足立恒雄は、以前に紹介した『フェルマーの大定理』の著者でもある。本書で気付いたのだが、「恒雄」は「つねお」ではなく「のりお」と読む。読めんよ。

さて、√2 は無理数である。無理数であること (自然数の比、つまり分数によって表現できないこと) は早くから証明されていた。この事実は、自然数こそ万物の根元であると考え、信仰の対象にさえしていたピタゴラス教団にとっては堪え難いものであり、無理数の存在をひた隠しにしたという伝説も残っている。

無理数ばかりではない。0 も、負の数も、そして虚数も、その登場時には非常な批判にさらされた。「そんな数は実際に存在しない」。批判の要約は、この一語に尽きる。

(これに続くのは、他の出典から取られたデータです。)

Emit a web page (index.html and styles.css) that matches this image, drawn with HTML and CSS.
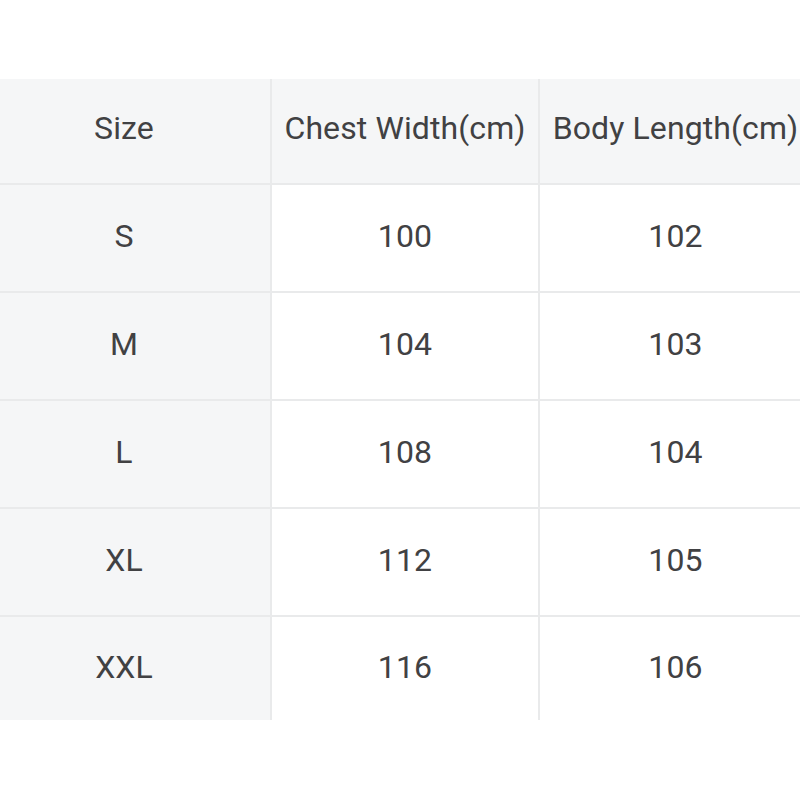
FILE: index.html
```html
<!DOCTYPE html>
<html>
<head>
<meta charset="utf-8">
<link rel="stylesheet" href="styles.css">
</head>
<body>
<div class="page">
  <table class="sizes">
    <colgroup>
      <col class="c1"><col class="c2"><col class="c3">
    </colgroup>
    <thead>
      <tr><th>Size</th><th>Chest Width(cm)</th><th>Body Length(cm)</th></tr>
    </thead>
    <tbody>
      <tr><th>S</th><td>100</td><td>102</td></tr>
      <tr><th>M</th><td>104</td><td>103</td></tr>
      <tr><th>L</th><td>108</td><td>104</td></tr>
      <tr><th>XL</th><td>112</td><td>105</td></tr>
      <tr class="last"><th>XXL</th><td>116</td><td>106</td></tr>
    </tbody>
  </table>
</div>
</body>
</html>
```

FILE: styles.css
```css
html, body {
  margin: 0;
  padding: 0;
  background: #ffffff;
  overflow: hidden;
  width: 800px;
  height: 800px;
}
.page {
  padding-top: 79px;
}
.sizes {
  margin-left: -22px;
  width: 833px;
  table-layout: fixed;
  border-collapse: collapse;
  font-family: Roboto, "Liberation Sans", sans-serif;
  font-size: 32px;
  letter-spacing: 0.1px;
  color: #414143;
}
.c1 { width: 293px; }
.c2 { width: 268px; }
.c3 { width: 272px; }
.sizes th, .sizes td {
  font-weight: 400;
  text-align: center;
  vertical-align: middle;
  padding: 0 0 4px 0;
  border: 2px solid #e9eaeb;
  white-space: nowrap;
}
.sizes thead th {
  background: #f5f6f7;
  height: 98px;
  padding-bottom: 6px;
  border-top: none;
}
.sizes tbody th {
  background: #f5f6f7;
}
.sizes tbody td {
  background: #ffffff;
}
.sizes tbody tr { height: 108px; }
.sizes tbody tr.last { height: 104px; }
.sizes tbody tr.last th, .sizes tbody tr.last td { border-bottom: none; }
.sizes th:first-child { border-left: none; }
.sizes th:last-child, .sizes td:last-child { border-right: none; }
```
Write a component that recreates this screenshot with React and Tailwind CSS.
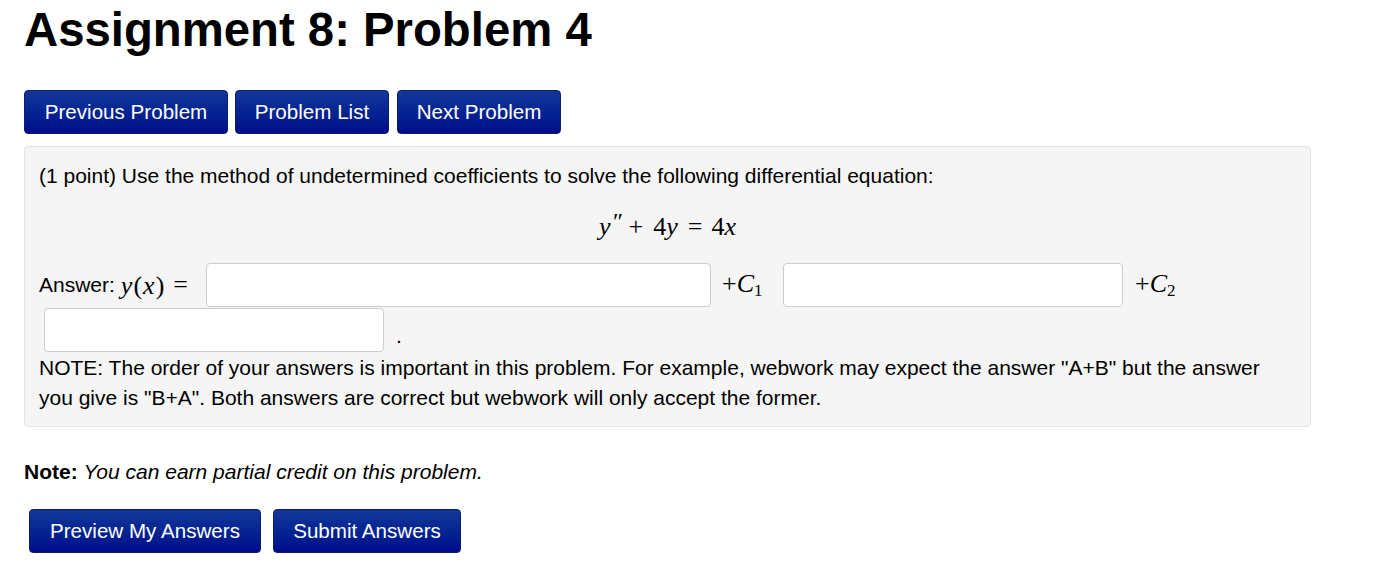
import React from 'react';

const sans = { fontFamily: '"Liberation Sans", Arial, sans-serif' };
const serif = { fontFamily: '"Liberation Serif", "Times New Roman", serif' };

function NavButton({ children, className = '' }) {
  return (
    <button
      className={`h-[44px] flex items-center justify-center rounded-[4px] border border-[#0a1f6e] bg-gradient-to-b from-[#14369a] to-[#000a8a] text-white text-[20.6px] leading-none ${className}`}
    >
      {children}
    </button>
  );
}

function AnswerBox({ className = '' }) {
  return (
    <input
      type="text"
      className={`h-[44px] rounded-[4px] border border-[#cccccc] bg-white outline-none ${className}`}
    />
  );
}

const M = ({ children, className = '' }) => (
  <span className={`italic ${className}`} style={serif}>
    {children}
  </span>
);

const R = ({ children, className = '' }) => (
  <span className={className} style={serif}>
    {children}
  </span>
);

export default function App() {
  return (
    <div className="min-h-screen bg-white text-black pl-[24px]" style={sans}>
      <h1 className="pt-[6px] text-[47.3px] leading-[47px] font-bold">Assignment 8: Problem 4</h1>

      <div className="flex mt-[37px]">
        <NavButton className="w-[204px]">Previous Problem</NavButton>
        <NavButton className="ml-[7px] w-[154px]">Problem List</NavButton>
        <NavButton className="ml-[8px] w-[164px]">Next Problem</NavButton>
      </div>

      <div className="mt-[12px] w-[1287px] rounded-[4px] border border-[#e3e3e3] bg-[#f5f5f5] px-[14px] pt-[14px] pb-[13px] text-[21px] leading-[30px]">
        <p>(1 point) Use the method of undetermined coefficients to solve the following differential equation:</p>

        <div className="mt-[21px] h-[30px] flex items-center justify-center text-[26px]">
          <M>y</M>
          <R className="ml-[1px] text-[24px] -mt-[12px] italic">″</R>
          <R className="ml-[7px]">+</R>
          <R className="ml-[10px]">4</R>
          <M>y</M>
          <R className="ml-[10px]">=</R>
          <R className="ml-[9px]">4</R>
          <M>x</M>
        </div>

        <div className="mt-[21px] flex items-center h-[44px]">
          <div className="w-[167px] flex items-center">
            <span>Answer:</span>
            <span className="ml-[6px] text-[26px] tracking-[1px]">
              <M>y</M><R>(</R><M>x</M><R>)</R>
            </span>
            <R className="ml-[8px] text-[26px]">=</R>
          </div>
          <AnswerBox className="w-[505px]" />
          <div className="w-[72px] pl-[11px] flex items-baseline text-[26px]">
            <R>+</R><M>C</M><R className="text-[17px] translate-y-[4px]">1</R>
          </div>
          <AnswerBox className="w-[340px]" />
          <div className="pl-[12px] flex items-baseline text-[26px]">
            <R>+</R><M>C</M><R className="text-[17px] translate-y-[4px]">2</R>
          </div>
        </div>

        <div className="mt-[1px] flex items-end h-[44px]">
          <AnswerBox className="ml-[5px] w-[340px]" />
          <span className="ml-[12px] mb-[6px] leading-none">.</span>
        </div>

        <p className="mt-[1px]">
          NOTE: The order of your answers is important in this problem. For example, webwork may expect the answer "A+B" but the answer you give is "B+A". Both answers are correct but webwork will only accept the former.
        </p>
      </div>

      <p className="mt-[30px] text-[21px] leading-[30px]">
        <span className="font-bold">Note:</span> <span className="italic">You can earn partial credit on this problem.</span>
      </p>

      <div className="flex mt-[22px] ml-[5px]">
        <NavButton className="w-[232px]">Preview My Answers</NavButton>
        <NavButton className="ml-[12px] w-[188px]">Submit Answers</NavButton>
      </div>
    </div>
  );
}
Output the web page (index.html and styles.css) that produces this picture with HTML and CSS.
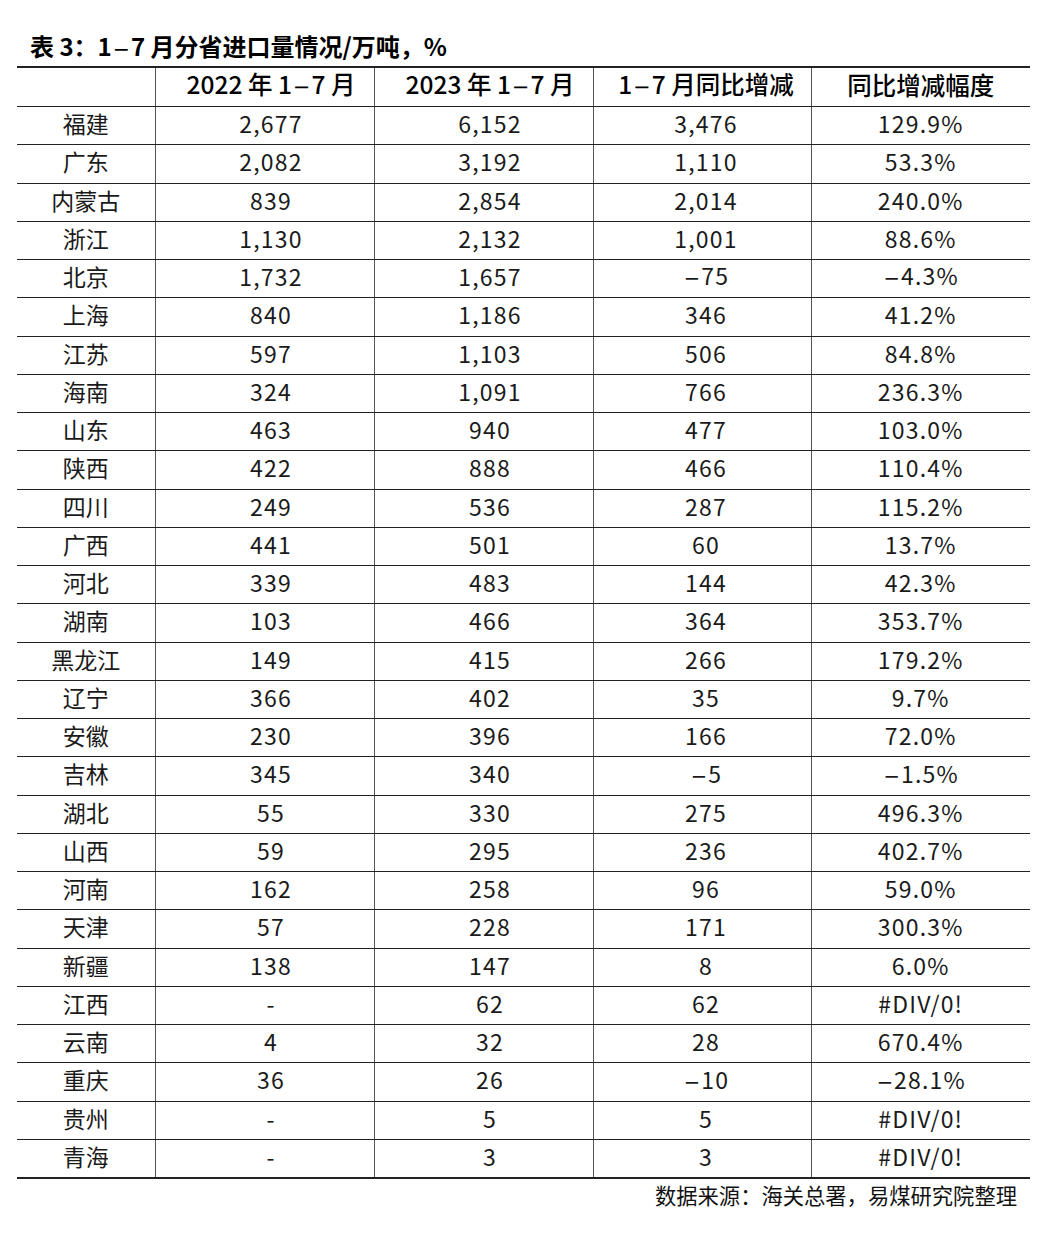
FILE: index.html
```html
<!DOCTYPE html>
<html lang="zh-CN">
<head>
<meta charset="utf-8">
<link rel="stylesheet" href="styles.css">
</head>
<body>
<div class="page">
  <div class="title">表 3：1<span class="dash">−</span>7 月分省进口量情况/万吨，%</div>
  <table class="data">
    <colgroup>
      <col class="c0"><col class="c1"><col class="c2"><col class="c3"><col class="c4">
    </colgroup>
    <thead>
      <tr><th></th><th>2022 年 1<span class="dash">−</span>7 月</th><th>2023 年 1<span class="dash">−</span>7 月</th><th>1<span class="dash">−</span>7 月同比增减</th><th>同比增减幅度</th></tr>
    </thead>
    <tbody>
      <tr><td>福建</td><td>2,677</td><td>6,152</td><td>3,476</td><td>129.9%</td></tr>
      <tr><td>广东</td><td>2,082</td><td>3,192</td><td>1,110</td><td>53.3%</td></tr>
      <tr><td>内蒙古</td><td>839</td><td>2,854</td><td>2,014</td><td>240.0%</td></tr>
      <tr><td>浙江</td><td>1,130</td><td>2,132</td><td>1,001</td><td>88.6%</td></tr>
      <tr><td>北京</td><td>1,732</td><td>1,657</td><td><span class="dash">−</span>75</td><td><span class="dash">−</span>4.3%</td></tr>
      <tr><td>上海</td><td>840</td><td>1,186</td><td>346</td><td>41.2%</td></tr>
      <tr><td>江苏</td><td>597</td><td>1,103</td><td>506</td><td>84.8%</td></tr>
      <tr><td>海南</td><td>324</td><td>1,091</td><td>766</td><td>236.3%</td></tr>
      <tr><td>山东</td><td>463</td><td>940</td><td>477</td><td>103.0%</td></tr>
      <tr><td>陕西</td><td>422</td><td>888</td><td>466</td><td>110.4%</td></tr>
      <tr><td>四川</td><td>249</td><td>536</td><td>287</td><td>115.2%</td></tr>
      <tr><td>广西</td><td>441</td><td>501</td><td>60</td><td>13.7%</td></tr>
      <tr><td>河北</td><td>339</td><td>483</td><td>144</td><td>42.3%</td></tr>
      <tr><td>湖南</td><td>103</td><td>466</td><td>364</td><td>353.7%</td></tr>
      <tr><td>黑龙江</td><td>149</td><td>415</td><td>266</td><td>179.2%</td></tr>
      <tr><td>辽宁</td><td>366</td><td>402</td><td>35</td><td>9.7%</td></tr>
      <tr><td>安徽</td><td>230</td><td>396</td><td>166</td><td>72.0%</td></tr>
      <tr><td>吉林</td><td>345</td><td>340</td><td><span class="dash">−</span>5</td><td><span class="dash">−</span>1.5%</td></tr>
      <tr><td>湖北</td><td>55</td><td>330</td><td>275</td><td>496.3%</td></tr>
      <tr><td>山西</td><td>59</td><td>295</td><td>236</td><td>402.7%</td></tr>
      <tr><td>河南</td><td>162</td><td>258</td><td>96</td><td>59.0%</td></tr>
      <tr><td>天津</td><td>57</td><td>228</td><td>171</td><td>300.3%</td></tr>
      <tr><td>新疆</td><td>138</td><td>147</td><td>8</td><td>6.0%</td></tr>
      <tr><td>江西</td><td>-</td><td>62</td><td>62</td><td>#DIV/0!</td></tr>
      <tr><td>云南</td><td>4</td><td>32</td><td>28</td><td>670.4%</td></tr>
      <tr><td>重庆</td><td>36</td><td>26</td><td><span class="dash">−</span>10</td><td><span class="dash">−</span>28.1%</td></tr>
      <tr><td>贵州</td><td>-</td><td>5</td><td>5</td><td>#DIV/0!</td></tr>
      <tr><td>青海</td><td>-</td><td>3</td><td>3</td><td>#DIV/0!</td></tr>
    </tbody>
  </table>
  <div class="source">数据来源：海关总署，易煤研究院整理</div>
</div>
</body>
</html>
```
FILE: styles.css
```css
html, body {
  margin: 0;
  padding: 0;
  background: #ffffff;
}
body {
  font-family: "Noto Sans CJK SC", "Noto Sans", sans-serif;
  color: #111111;
}
.page {
  padding: 31px 0 0 17px;
  width: 1013px;
}
.title {
  font-size: 24px;
  font-weight: 700;
  line-height: 30px;
  padding-left: 13px;
  height: 35px;
  color: #000;
}
.dash {
  font-family: "DejaVu Sans", sans-serif;
  font-size: 0.85em;
  font-weight: 400;
  letter-spacing: 0;
  padding: 0 1px;
}
.data {
  border-collapse: collapse;
  width: 1013px;
  table-layout: fixed;
  font-size: 23px;
}
.c0 { width: 138px; }
.c1 { width: 219px; }
.c2 { width: 219px; }
.c3 { width: 218px; }
.c4 { width: 219px; }
.data th, .data td {
  padding: 0 0 4px 0;
  text-align: center;
  vertical-align: middle;
  border-top: 1px solid #222;
  border-bottom: 1px solid #222;
  border-left: 1px solid #555;
  border-right: 1px solid #555;
  line-height: 1;
}
.data th:nth-child(2), .data td:nth-child(2),
.data th:nth-child(3), .data td:nth-child(3) { padding-left: 13px; }
.data th:nth-child(4), .data td:nth-child(4) { padding-left: 8px; }
.data th:first-child, .data td:first-child { border-left: none; }
.data th:last-child, .data td:last-child { border-right: none; }
.data th {
  height: 34px;
  font-weight: 500;
  font-size: 24.5px;
  color: #000;
}
.data td {
  height: 33.25px;
  font-weight: 400;
  letter-spacing: 1.2px;
  color: #1a1a1a;
}
.data td:first-child { letter-spacing: 0; }
.data thead tr th { border-top: 2px solid #222; }
.data tbody tr:last-child td { border-bottom: 2px solid #222; }
.source {
  text-align: right;
  padding-right: 13px;
  font-size: 21.3px;
  line-height: 28px;
  margin-top: 2px;
  color: #111;
}
```
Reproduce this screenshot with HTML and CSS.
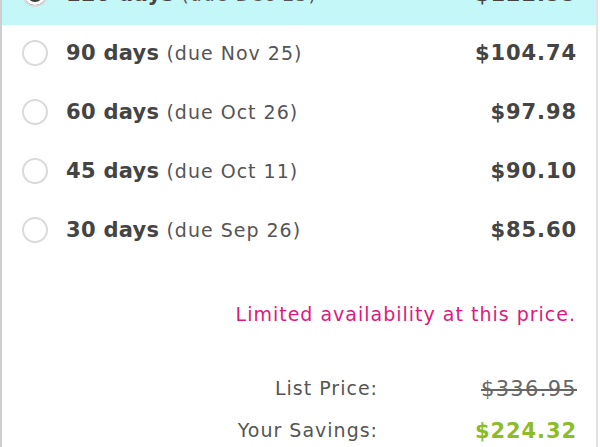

ならば、と著者は問い掛ける。「自然数は実在するのか」。これはなかなか深甚な疑問である。例えば 2個のリンゴは実在する。2人の人間も実在する。そうやって「2つ」からなる事象を全部集めて抽象化したのが「2」という数字である。これが集合論的な考えである。この場合の「2」は基数 (個数) である。しかしそれは、「2」という数字が存在するということとは、微妙に意味が異なる。

数はまた序数 (順番) でもある。1番目、2番目、3番目……という数の数え方である。基数における 2 が two であるのに対し、序数における 2 は second である。この単語の違いは、基数と序数の起源の差異を暗示するものではないか、などという面白い論考もある。序数はまた位置関係を表す、という説も面白かった。京都に住んでいるので余計になるほどと思ったのだが、例えば一条、二条、三条……というのは、順番であると同時に位置関係、つまり幾何学的な関係でもある。昔は数直線というものがなかったらしい。数直線は負数の普及に大いに役立った。つまり、-2 という数字は、0 を原点として、2 と対称の位置にある数である、というイメージだ。確かに、基数として「-2」を理解するよりは、こちらの方がわかりやすい。

などなど、色々と興味深い話が満載である。

話を戻すが、個数にしろ序数にしろ、どちらにせよ自然数ですら抽象的な産物であることには違いない。抽象概念を操るのが人間の特性であるとするならば、恐らく最も早い段階で登場した「数」という概念こそ、人間の黎明を告げるに相応しいものではないか。作者のその想いは、「人間の条件は数学することである」という、第1章のタイトルによく現れている。

数とは何だろうか。たまにはそんなことを考えてみるのも良い。本書のタイトルではないが、もはや我々は「√2」を「不思議」だと思う感覚すら失っている。それは人類の進歩ではあるのだろうが、その過程を知ることで新たな不思議を見出すこともあるだろう。これを温故知新という。